I'm not on Facebook all the time. In fact, I regularly feel like I'm the last human being on this planet to not have an online profile. If nothing else, I'm grateful that taking this class will at least allow me to talk the talk. But I am one of those people who is more comfortable on email than on the phone (of course in person works better for me than phone any day). And my reasons echo some of the reasons that explain why people like to present themselves online. Because it gives me a chance to polish up my communication before its too late. But does that mean I never regret any email I send. No way. Even with the opportunity to pause for thought before clicking Send, I find that I stop and think a lot less than maybe I should. In fact as i think about it, the longer I've used email, the less I've come to think of it as a different medium, with different possibilities and constraints. It's become just another way to talk to someone. With all the pitfalls that entails.

I'm wandering a little here so let me get to the point. I don't have a Facebook profile but I imagine someone creating a profile would spend a lot of time picking out a good picture, sending out friend invitations and writing pithy but profound things about themselves. As you start to use it more and more, could your time on a site like facebook become so much a part of your everyday stay-in-touch routine that you stop constructing yourself and just "be?" Would you screen your actions less as you use something like this more? Just wondering.

Thursday, November 1, 2007

Living in Compartments

This weeks article on Public Displays of Connection had an interesting anecdote about a professor who has a personal profile talking about her more "wild side". She's put in a tough position when a student wants to add her to his friend list. To refuse is rude; to accept is to let him in on an aspect of herself that she would prefer to leave out of classroom.

This really resonated with some of the reading I've been doing on Blogging (the subject of my final paper). Many research participants reported that they keep blogs that significant people in their lives do not know about so that they can express their views freely without worrying about hurting anyone's feelings. And yet, again and again, we talk about the web being an open "democratic" space, where anyone can look you up at any time. Some research participants talked about how potential employers sometimes get a hold of their blogs and form impressions about them outside of the information they provide through an interview or resume.
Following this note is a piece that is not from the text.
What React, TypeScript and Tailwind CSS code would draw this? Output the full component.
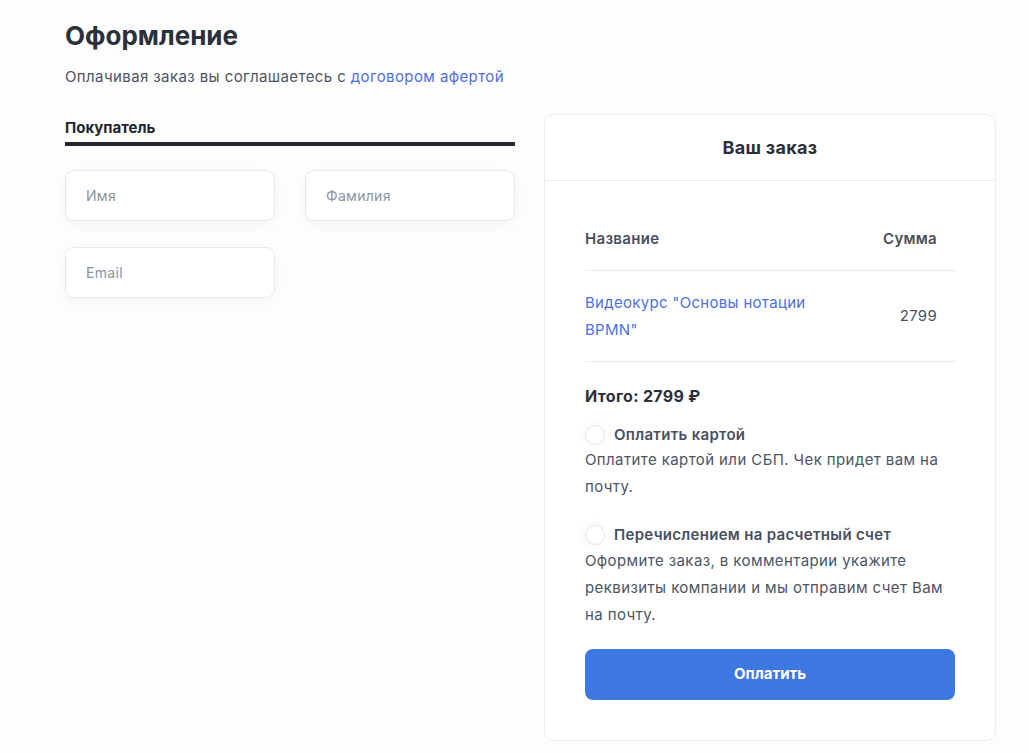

Even if no one actively goes looking for dirt about you, we know that social connections on the Web spill over, and at some time or the other, someone's going to catch sight of this "other aspect" of your personality.

At a rational level, if we know that the Web is public, why do we keep trying to live out our private lives on it?

Thursday, October 18, 2007

Towrads a Research Question

I was hoping that my search for an article to critique would help me solidify some of the things I've been thinking these last couple of weeks. In some ways it did, though no flashes of brilliance and cries of "Eureka!" really took place.

I'm thinking about this whole offline-online identity question. I keep saying that there is no dichotomy and the two are more of a continuum rather than two sides of a coin. One of the articles I found was on Blogging and it gave me an idea that it might be a good way to explore this idea. What do people blog about? Do they assume different personalities under anonymous names? Don't most people blog about what's real to them in their offline lives? Then why the anonymity? To be a better blogger, or to be safe from recrimination? Or just because it's the way things are done?

I know I need to find more blogging-related studies. So that's what i'm going to do next. But as for the actual paper, I'm not clear on what I want to do yet.

Thursday, October 11, 2007

Piggyback post

I realized from Prof. Lohnes' mail that my last post was mostly about the readings. So I went back to my questions and was surprised to find that the issues that are bothering me now have changed from the questions I posted just a few short weeks ago. Now, i'm deeply interested in the question of separate identities online and offline. More specifically, for most functional individuals, I feel like our online and offline selves are not in fact radically different from each other. I'd really explore this hypothesis a bit deeper. Not really sure how though.

Wednesday, October 10, 2007

Identity and Place on the Internet

I missed a post last week. And in a way I'm glad because both last week's readings and the ones this week seem to be intertwined in my mind.

I picked the article on "Being Trini" to begin with right away because I was interested in reading about the experiences of other migrants away from home in relation to their nationality. While all of their experiences didn't resonate, I found myself agreeing with the fundamental conclusion they arrived at. That differences in identity, whether nationality, gender etc. and the inherent uiniqueness of a person does not melt away in this limitless virtual world. Yes we can choose to be whoever we want to be. But most of the time, most of us stay pretty close to our real selves.

The second article was the one about adoloscent sitings. I was intrigued by the idea that even as adolescents, there is a certain sense of "keeping things separate". Page 233 of the article talks about "the separation of more personal pages ... from formal, impersonal essays." I keep my work/school stuff under a separate name and use different email ids to communicate with colleagues. But does that mean I am a different person when I am engaged in that network? I don't think so. It's more a defense mechanism that causes me to organize things under different headings and save me from being swamped with all kinds of information that do not relate to each other.

The article also talked a great deal about the construction and nature of social space time. Some of that escaped me. I'm hoping the class today will make that clearer.


And finally the article on Belonging got me nodding along emphatically as I was reading it. It ties in with what I think is true for most people about identity. The study suggests that people who are well-connected to their communities and neighborhoods offline, are more likely to extend their social networks online. In other words, if you are a friendly person in the "real world", you are likely to use at least some of your time on the Internet to make new friends. Of course this doesn't explain why some people are able to be so outgoing on the Web while they are reclusive in real life. So I guess no sweeping generalizations can be made.

More and more I'm thinking about how a lot of research talks about the disconnect between real world and the virtual world. But to me, the real and virtual are only different if we want it to be. The Internet is too ubiquitous in most of our lives to consider its usage a departure from the real to another realm. Too much of our real lives are consciously intertwined in the virtual - connections with family and friends, research for work, our interests and hobbies. Are we making a mistake by viewing the two as distinct?